University Of North Carolina Academic Fraud: Over 3,100 Students Implicated, Fake Classes Found


An eight-month probe has implicated more than 3,100 students. The report found that the “shadow curriculum” that existed at the University of North Carolina at Chapel Hill from 1993 to 2011 offered a grade-point boost from phony coursework, including a disproportionately high percentage of student-athletes.

The Washington Post says that the investigation was completed by attorney and former Department of Justice official Kenneth Wainstein. The Wainstein report looked closely at the ties between the student atheletes and the Department of African and Afro-American Studies. The report found that the department essentially existed to pad students’ grades when they put little to no effort into the class, sometimes not even attending class at all.

The report notes that the investigation looked into Deborah Crowder, a secretary in the African and Afro-American Studies department. Crowder had begun the “shadow curriculum” about a year after Julius Nyang’oro became head of the department and practiced indifferent oversight, according to The Washington Post.

“She designed and offered what are called ‘paper classes.’ Hundreds of the courses were independent-study. Yet when the university tightened standards on the amount of independent study a student could undertake, Crowder altered her program, creating courses she identified as lecture courses, but which mirrored independent study in that lectures never happened. The Wainstein report found 188 such courses between 1999 and 2011, in which 47.4 percent of the enrollments were student-athletes, who generally comprise 4 percent of the student population. Once Crowder retired in 2009, Nyang’oro sustained the practices for two more years until his retirement in 2011, albeit less voluminously.”

However, it wasn’t just the African and Afro-American Studies Department acting alone. It appears that the athletics department worked closely with Crowder, going so far as to send lists of players to be enrolled in ‘paper classes’ each term, and in some cases apparently even indicated for Crowder the grade or grade range the player would need to earn in the class to maintain eligibility.

The Charlotte Observer reports that as a result of the investigation, nine employees were terminated or put on administrative leave. The university declined to identify the nine employees being terminated or under disciplinary review, citing personnel laws.

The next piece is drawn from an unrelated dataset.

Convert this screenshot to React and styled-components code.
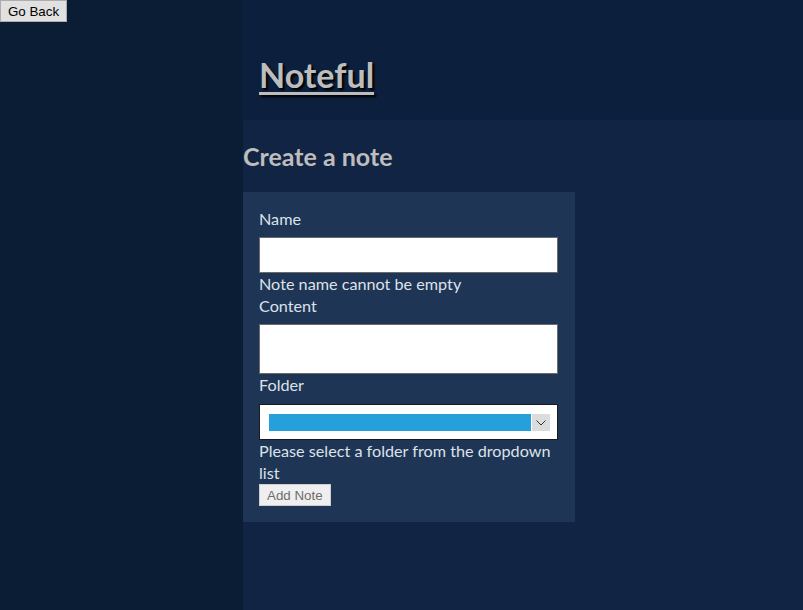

Though Wainstein didn’t put an exact label on what was happening at UNC, he did use some pretty harsh words when describing what he found. He described the actions of UNC officials as the focus of the investigation. He called the “paper classes” Crowder initiated “watered down” and “corrupted” versions of legitimate forms of teaching. Crowder, an administrator, not a professor, assigned high grades to student papers without reading them in full, he said.

Chancellor Folt said Wainstein’s findings definitely show that the fraud was both an academic and athletic problem.

“The bad actions of a very few and inaction of many more failed our students, faculty and staff and undermined our institution. [Which is an] inexcusable betrayal of our values.”

Though the university is trying to make things right now, during the time of the scandal it was common knowledge within the support program that the classes didn’t meet, were easy and offered high grades, the report says. They became such a crutch that when Crowder retired in 2009, football team counselors were desperate for the classes to continue, warning coaches that the team’s overall GPA would plummet without them, which it did.

What do you think should happen now that many of the players and officials have left the school? Should the students who graduated with these “shadow classes” on their record face any sort of repercussions, or should they be left alone since the classes were sanctioned on a higher level?